THE Department of An Taoiseach has written to Judge Michael Moriarty informing him that fees to the Moriarty tribunal legal team will be cut by 8%.
The correspondence is in line with last month's government decision to obtain annual savings of €80m through an 8% cut in all professional fees.
It is understood that the 8% reduction in fees will also hold for the Mahon tribunal.
The cut in fees will mean senior counsel at the Moriarty tribunal will face a pay cut of €200 a day on their current daily rate of €2,500, bringing their fees down to €2,300 a day. The daily rate for Mahon tribunal senior counsel, at €2,250, is slightly less and the reduction in their fees will be €180.

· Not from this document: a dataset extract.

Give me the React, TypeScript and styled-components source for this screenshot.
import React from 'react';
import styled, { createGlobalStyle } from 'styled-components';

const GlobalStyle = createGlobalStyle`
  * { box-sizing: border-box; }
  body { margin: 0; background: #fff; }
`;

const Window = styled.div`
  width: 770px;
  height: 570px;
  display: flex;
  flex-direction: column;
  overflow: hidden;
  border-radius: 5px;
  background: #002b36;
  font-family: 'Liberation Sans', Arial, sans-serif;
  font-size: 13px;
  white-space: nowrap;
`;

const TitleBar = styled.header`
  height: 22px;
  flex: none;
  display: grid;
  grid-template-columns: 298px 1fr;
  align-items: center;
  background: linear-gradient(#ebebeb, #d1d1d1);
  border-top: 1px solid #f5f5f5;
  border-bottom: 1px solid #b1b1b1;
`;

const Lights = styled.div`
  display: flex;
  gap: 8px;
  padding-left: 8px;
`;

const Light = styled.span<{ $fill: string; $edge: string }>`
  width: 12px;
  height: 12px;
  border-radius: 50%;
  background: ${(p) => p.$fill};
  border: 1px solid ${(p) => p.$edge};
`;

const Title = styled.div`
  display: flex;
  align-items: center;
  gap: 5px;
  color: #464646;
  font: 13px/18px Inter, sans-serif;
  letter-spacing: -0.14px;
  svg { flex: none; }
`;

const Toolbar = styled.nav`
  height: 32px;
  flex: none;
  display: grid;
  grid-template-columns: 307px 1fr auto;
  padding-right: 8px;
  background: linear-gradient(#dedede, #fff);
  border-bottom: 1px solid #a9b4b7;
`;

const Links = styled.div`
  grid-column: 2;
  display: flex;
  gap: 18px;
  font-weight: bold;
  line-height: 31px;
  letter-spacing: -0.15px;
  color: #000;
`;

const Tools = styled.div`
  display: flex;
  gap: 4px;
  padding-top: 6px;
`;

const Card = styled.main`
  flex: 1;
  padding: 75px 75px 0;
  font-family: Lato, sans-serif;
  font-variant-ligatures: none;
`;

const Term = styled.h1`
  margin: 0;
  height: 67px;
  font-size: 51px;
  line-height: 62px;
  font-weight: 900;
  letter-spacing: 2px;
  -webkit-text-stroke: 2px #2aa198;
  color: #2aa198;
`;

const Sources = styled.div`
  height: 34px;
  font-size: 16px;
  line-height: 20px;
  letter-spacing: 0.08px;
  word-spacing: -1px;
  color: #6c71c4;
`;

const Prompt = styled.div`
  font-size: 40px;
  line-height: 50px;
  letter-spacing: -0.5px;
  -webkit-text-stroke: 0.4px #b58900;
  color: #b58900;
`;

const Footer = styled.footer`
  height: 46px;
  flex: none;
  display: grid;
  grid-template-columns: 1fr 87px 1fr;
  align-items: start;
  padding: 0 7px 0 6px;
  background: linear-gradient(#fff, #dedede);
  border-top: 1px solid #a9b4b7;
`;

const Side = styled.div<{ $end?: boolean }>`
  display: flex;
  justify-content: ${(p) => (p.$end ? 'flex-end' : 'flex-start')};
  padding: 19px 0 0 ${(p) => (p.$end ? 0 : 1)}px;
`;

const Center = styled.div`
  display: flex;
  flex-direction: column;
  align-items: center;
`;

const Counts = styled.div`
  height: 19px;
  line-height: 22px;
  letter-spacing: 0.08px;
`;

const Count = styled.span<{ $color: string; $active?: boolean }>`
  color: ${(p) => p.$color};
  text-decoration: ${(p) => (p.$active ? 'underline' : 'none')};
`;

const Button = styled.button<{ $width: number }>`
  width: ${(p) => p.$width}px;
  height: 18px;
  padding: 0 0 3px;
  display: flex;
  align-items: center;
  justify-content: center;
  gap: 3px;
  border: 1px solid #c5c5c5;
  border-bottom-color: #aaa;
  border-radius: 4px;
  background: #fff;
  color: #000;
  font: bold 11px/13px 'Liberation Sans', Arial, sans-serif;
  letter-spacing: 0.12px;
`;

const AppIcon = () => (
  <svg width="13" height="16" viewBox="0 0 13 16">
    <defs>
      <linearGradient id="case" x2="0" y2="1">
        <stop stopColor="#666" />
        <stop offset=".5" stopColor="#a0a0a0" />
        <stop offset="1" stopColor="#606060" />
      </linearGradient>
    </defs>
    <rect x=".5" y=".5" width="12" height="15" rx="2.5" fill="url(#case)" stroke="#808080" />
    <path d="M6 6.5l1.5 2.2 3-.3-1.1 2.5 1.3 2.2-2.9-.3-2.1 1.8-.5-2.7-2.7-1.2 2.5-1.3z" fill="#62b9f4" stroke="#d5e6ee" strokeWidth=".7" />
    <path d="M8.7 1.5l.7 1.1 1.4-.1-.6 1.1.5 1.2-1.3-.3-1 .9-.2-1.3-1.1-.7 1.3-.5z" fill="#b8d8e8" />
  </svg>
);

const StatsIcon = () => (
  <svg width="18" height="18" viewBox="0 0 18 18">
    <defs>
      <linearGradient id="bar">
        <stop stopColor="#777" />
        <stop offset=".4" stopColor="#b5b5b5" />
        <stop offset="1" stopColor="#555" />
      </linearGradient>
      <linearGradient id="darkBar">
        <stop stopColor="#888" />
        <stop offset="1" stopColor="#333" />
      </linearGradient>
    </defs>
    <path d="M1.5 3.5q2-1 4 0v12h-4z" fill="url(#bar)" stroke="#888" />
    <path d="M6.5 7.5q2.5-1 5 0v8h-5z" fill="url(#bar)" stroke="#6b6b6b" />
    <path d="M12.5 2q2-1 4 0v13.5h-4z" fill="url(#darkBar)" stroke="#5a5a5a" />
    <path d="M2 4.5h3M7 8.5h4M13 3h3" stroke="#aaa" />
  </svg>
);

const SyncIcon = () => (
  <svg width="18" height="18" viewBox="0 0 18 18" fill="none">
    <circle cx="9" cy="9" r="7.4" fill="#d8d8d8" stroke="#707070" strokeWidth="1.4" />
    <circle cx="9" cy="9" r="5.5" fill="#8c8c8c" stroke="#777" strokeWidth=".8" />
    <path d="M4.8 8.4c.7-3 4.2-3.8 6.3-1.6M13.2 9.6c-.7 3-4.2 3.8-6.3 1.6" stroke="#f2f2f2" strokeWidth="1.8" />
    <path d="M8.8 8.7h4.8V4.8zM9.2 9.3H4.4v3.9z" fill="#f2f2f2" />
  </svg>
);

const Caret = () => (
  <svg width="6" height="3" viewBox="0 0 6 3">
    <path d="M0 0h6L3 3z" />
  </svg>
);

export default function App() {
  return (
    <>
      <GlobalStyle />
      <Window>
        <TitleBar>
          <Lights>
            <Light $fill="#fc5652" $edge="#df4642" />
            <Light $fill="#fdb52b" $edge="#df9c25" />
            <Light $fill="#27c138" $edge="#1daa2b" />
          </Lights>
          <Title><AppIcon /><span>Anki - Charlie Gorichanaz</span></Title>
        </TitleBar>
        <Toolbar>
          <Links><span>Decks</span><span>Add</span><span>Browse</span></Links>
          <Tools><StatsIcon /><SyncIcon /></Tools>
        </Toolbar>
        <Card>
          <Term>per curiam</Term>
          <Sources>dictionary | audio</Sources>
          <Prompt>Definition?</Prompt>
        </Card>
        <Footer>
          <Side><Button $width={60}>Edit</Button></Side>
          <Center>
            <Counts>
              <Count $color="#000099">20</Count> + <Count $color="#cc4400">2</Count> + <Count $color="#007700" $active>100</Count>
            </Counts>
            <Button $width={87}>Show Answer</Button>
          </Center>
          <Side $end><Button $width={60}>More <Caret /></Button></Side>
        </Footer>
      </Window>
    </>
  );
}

The higher rate for the Moriarty tribunal lawyers recently came under scrutiny following a report by the Comptroller and Auditor General that claimed senior counsel Jerry Healy and John Coughlan were offered €250 a day more than intended because of a typographical error on a document drafted by a government department.
The error added €1m to the legal bill of the Moriarty tribunal.
However, the two lawyers subsequently denied they were paid the higher fees because of a mistake – a stance reportedly backed by the Department of the Taoiseach on the basis that the increase to the higher fee of €2,500 was agreed in 2002 following negotiations.
Despite the government last year insisting that legal-team fees for the Mahon and Moriarty tribunals would finish at the end of 2008, the Moriarty tribunal looks set to run at least for the next few months.
A new round of public hearings in relation to its investigation into the awarding of the second mobile-phone licence is likely to begin in early April. This suggests that it will be the summer before the tribunal's final report is published – or even later, given the distinct possibility of further legal challenges to the tribunal.
Although the Moriarty tribunal threatened injunctions against newspapers that attempted to reveal details of its preliminary findings, it has been widely reported that those findings of the tribunal were strongly critical of senior civil servants and their handling of the mobile-phone competition.
Close observers are predicting "a lot of fireworks" when the public hearings resume.